On Ubuntu 20.10 x86_64
my sample code:
#include <stdio.h>
#include <stdlib.h>
int main() {
printf("helloworld\n");
return 0;
}
Build:
gcc -o test test.c
Show entry point address:
readelf -h ./test
ELF Header:
Magic: 7f 45 4c 46 02 01 01 00 00 00 00 00 00 00 00 00
Class: ELF64
Data: 2's complement, little endian
Version: 1 (current)
OS/ABI: UNIX - System V
ABI Version: 0
Type: DYN (Shared object file)
Machine: Advanced Micro Devices X86-64
Version: 0x1
Entry point address: 0x1060
Start of program headers: 64 (bytes into file)
Start of section headers: 14824 (bytes into file)
Flags: 0x0
Size of this header: 64 (bytes)
Size of program headers: 56 (bytes)
Number of program headers: 13
Size of section headers: 64 (bytes)
Number of section headers: 31
Section header string table index: 30
Why does entry point address start at 0x1060 ? not 0x40000 ?

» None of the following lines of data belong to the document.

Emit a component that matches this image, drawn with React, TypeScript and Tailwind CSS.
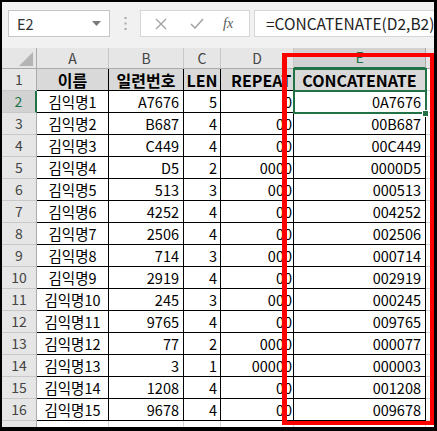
import React from 'react';

const font = { fontFamily: '"Noto Sans CJK KR", "Noto Sans", sans-serif' };

type Row = [string, string, string, string, string];

const rows: Row[] = [
  ['김익명1', 'A7676', '5', '0', '0A7676'],
  ['김익명2', 'B687', '4', '00', '00B687'],
  ['김익명3', 'C449', '4', '00', '00C449'],
  ['김익명4', 'D5', '2', '0000', '0000D5'],
  ['김익명5', '513', '3', '000', '000513'],
  ['김익명6', '4252', '4', '00', '004252'],
  ['김익명7', '2506', '4', '00', '002506'],
  ['김익명8', '714', '3', '000', '000714'],
  ['김익명9', '2919', '4', '00', '002919'],
  ['김익명10', '245', '3', '000', '000245'],
  ['김익명11', '9765', '4', '00', '009765'],
  ['김익명12', '77', '2', '0000', '000077'],
  ['김익명13', '3', '1', '00000', '000003'],
  ['김익명14', '1208', '4', '00', '001208'],
  ['김익명15', '9678', '4', '00', '009678'],
];

const colLetters = ['A', 'B', 'C', 'D', 'E'];
const headers = ['이름', '일련번호', 'LEN', 'REPEAT', 'CONCATENATE'];
const headerAlign = ['justify-center', 'justify-center', 'justify-center', 'justify-start pl-[10px]', 'justify-center'];

function Toolbar() {
  return (
    <div className="h-[46px] shrink-0 bg-[#f1f1f1] flex items-start pt-[8px] pl-[6px]">
      <div className="w-[102px] h-[27px] bg-white border border-[#c6c6c6] flex items-center justify-between pl-[8px] pr-[8px]">
        <span className="text-[14.5px] text-[#333]">E2</span>
        <svg width="9" height="5" viewBox="0 0 9 5">
          <path d="M0 0h9L4.5 5z" fill="#7a7a7a" />
        </svg>
      </div>
      <div className="w-[30px] h-[27px] flex items-center justify-center">
        <svg width="3" height="13" viewBox="0 0 3 13">
          <rect x="0.5" y="0" width="2" height="2" fill="#a8a8a8" />
          <rect x="0.5" y="5.5" width="2" height="2" fill="#a8a8a8" />
          <rect x="0.5" y="11" width="2" height="2" fill="#a8a8a8" />
        </svg>
      </div>
      <div className="w-[110px] h-[27px] bg-white border border-[#d6d6d6] flex items-center pl-[14px]">
        <svg width="12" height="12" viewBox="0 0 12 12">
          <path d="M1 1l10 10M11 1L1 11" stroke="#a3a3a3" strokeWidth="1.4" />
        </svg>
        <svg className="ml-[23px]" width="14" height="11" viewBox="0 0 14 11">
          <path d="M1 6l4 4L13 1" stroke="#a3a3a3" strokeWidth="1.5" fill="none" />
        </svg>
        <span
          className="ml-[19px] text-[14px] italic text-[#5a5a5a]"
          style={{ fontFamily: '"Liberation Serif", serif' }}
        >
          fx
        </span>
      </div>
      <div className="ml-[4px] flex-1 h-[27px] bg-white border border-[#d6d6d6] border-r-0 flex items-center pl-[11px] overflow-hidden">
        <span className="text-[15.5px] text-[#222] whitespace-nowrap">=CONCATENATE(D2,B2)</span>
      </div>
    </div>
  );
}

function Sheet() {
  const align = ['justify-center', 'justify-end pr-[4px]', 'justify-end pr-[3px]', 'justify-end pr-[1px]', 'justify-end pr-[4px]'];
  return (
    <div className="relative flex-1 overflow-hidden">
      <div className="grid grid-cols-[35px_72px_75px_37px_73px_132px_8px] grid-rows-[21px_repeat(16,22px)_20px]">
        {/* column header row */}
        <div className="bg-[#e6e6e6] border-r border-b border-[#ababab] flex items-end justify-end pr-[3px] pb-[2px]">
          <svg width="14" height="14" viewBox="0 0 14 14">
            <path d="M14 0V14H0z" fill="#b4b4b4" />
          </svg>
        </div>
        {colLetters.map((l) => (
          <div
            key={l}
            className={
              l === 'E'
                ? 'bg-[#d2d2d2] border-r border-r-[#ababab] border-b-2 border-b-[#217346] flex items-center justify-center text-[14px] text-[#217346]'
                : 'bg-[#e6e6e6] border-r border-r-[#c8c8c8] border-b border-b-[#ababab] flex items-center justify-center text-[14px] text-[#444]'
            }
          >
            {l}
          </div>
        ))}
        <div className="bg-[#e6e6e6] border-b border-[#ababab]" />

        {/* row 1 */}
        <div className="bg-[#e6e6e6] border-r border-r-[#ababab] border-b border-b-[#c8c8c8] flex items-center justify-center text-[14px] text-[#444]">
          1
        </div>
        {headers.map((h, j) => (
          <div
            key={h}
            className={`bg-[#d9d9d9] border-r border-b border-black flex items-center overflow-hidden whitespace-nowrap text-[16px] font-bold text-black ${headerAlign[j]}`}
          >
            {h}
          </div>
        ))}
        <div className="border-b border-[#d4d4d4]" />

        {rows.map((r, i) => {
          const n = i + 2;
          const sel = n === 2;
          return (
            <React.Fragment key={n}>
              <div
                className={
                  sel
                    ? 'bg-[#d2d2d2] border-r-2 border-r-[#217346] border-b border-b-[#c8c8c8] flex items-center justify-center text-[14px] text-[#217346]'
                    : 'bg-[#e6e6e6] border-r border-r-[#ababab] border-b border-b-[#c8c8c8] flex items-center justify-center text-[14px] text-[#444]'
                }
              >
                {n}
              </div>
              {r.map((v, j) => (
                <div
                  key={j}
                  className={`bg-white border-r border-b border-black flex items-center overflow-hidden whitespace-nowrap text-[14.5px] text-black ${align[j]}`}
                >
                  {v}
                </div>
              ))}
              <div className="border-b border-[#d4d4d4]" />
            </React.Fragment>
          );
        })}

        {/* partial row 17 */}
        <div className="bg-[#e6e6e6] border-r border-[#ababab]" />
        <div className="border-r border-[#d4d4d4]" />
        <div className="border-r border-[#d4d4d4]" />
        <div className="border-r border-[#d4d4d4]" />
        <div className="border-r border-[#d4d4d4]" />
        <div className="border-r border-[#d4d4d4]" />
        <div />
      </div>

      {/* selection */}
      <div className="absolute left-[291px] top-[20px] w-[134px] h-[46px] border-2 border-[#217346]" />
      <div className="absolute left-[291px] top-[42px] w-[134px] h-[2px] bg-[#217346]" />
      <div className="absolute left-[420px] top-[62px] w-[7px] h-[7px] bg-[#217346] border border-white" />
    </div>
  );
}

export default function App() {
  return (
    <div className="relative w-[437px] h-[431px] bg-black pl-[2px] pt-[2px] pr-[3px] pb-[4px] overflow-hidden" style={font}>
      <div className="w-full h-full bg-white flex flex-col overflow-hidden">
        <Toolbar />
        <Sheet />
      </div>
      <div className="absolute left-[282px] top-[53px] w-[152px] h-[372px] border-4 border-l-[5px] border-[#ff0000]" />
    </div>
  );
}
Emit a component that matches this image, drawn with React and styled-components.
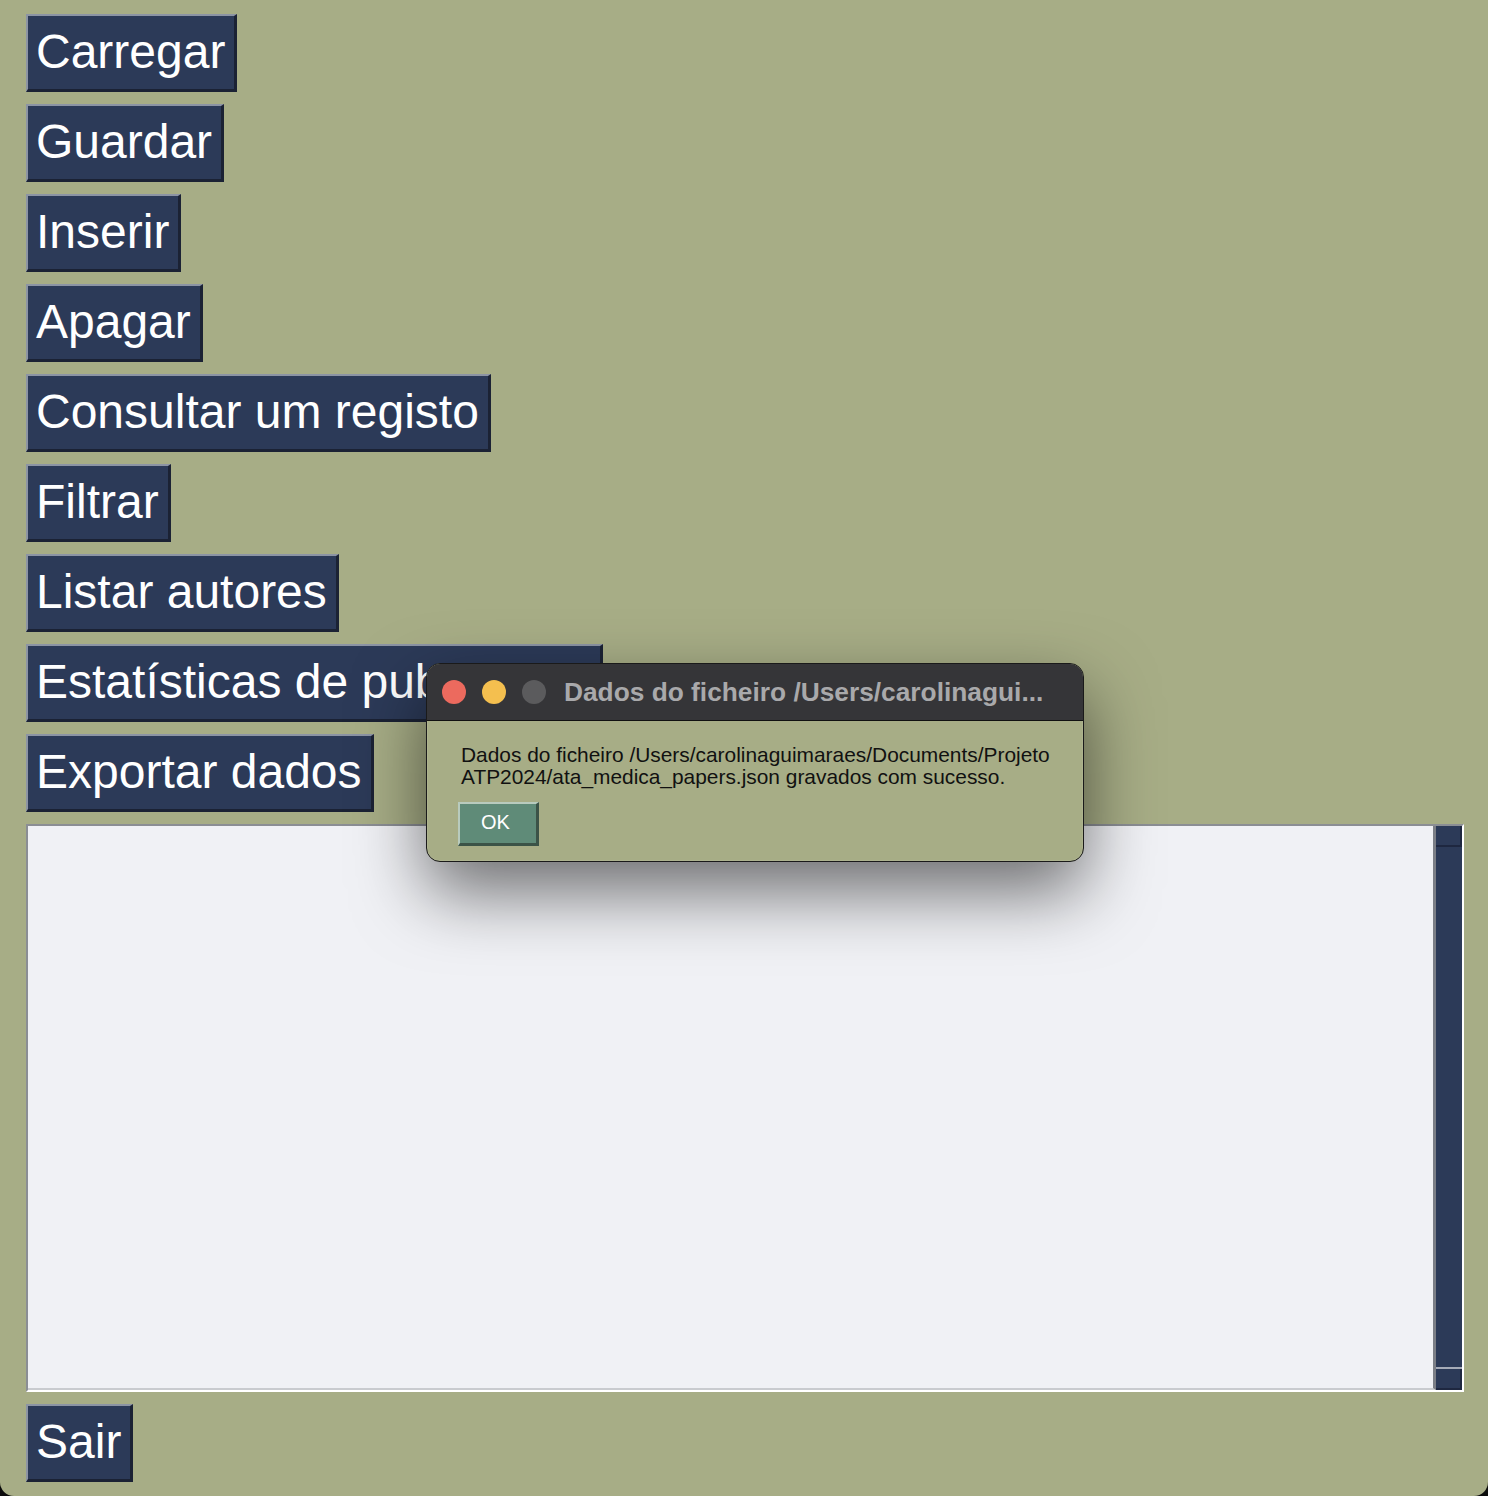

The binary is relocatable, and the segments have been packed against each other. The .text segment starts at 0x1050 in the file, and the entry point is relative to its location in the file, not the location it will ultimately be loaded.
For a non-relocatable file try readelf -h /usr/lib/klibc/bin/sh. This file is simpler in a number of ways, including not using an interpreter but actually being loaded as-is by the kernel.
We're not in x86 anymore. Relocatable binaries are the default for everything now, not just shared libraries. It's no longer a great pain to do relocatable stuff, and in a certain way it's cheaper than non-relocatable now because we have to emit the vector table anyway because the processor doesn't have 64 bit displacement.
As Nate Eldredge points out, compiling with -no-pie yields a non-relocatable binary, and I have verified the expected start address appears.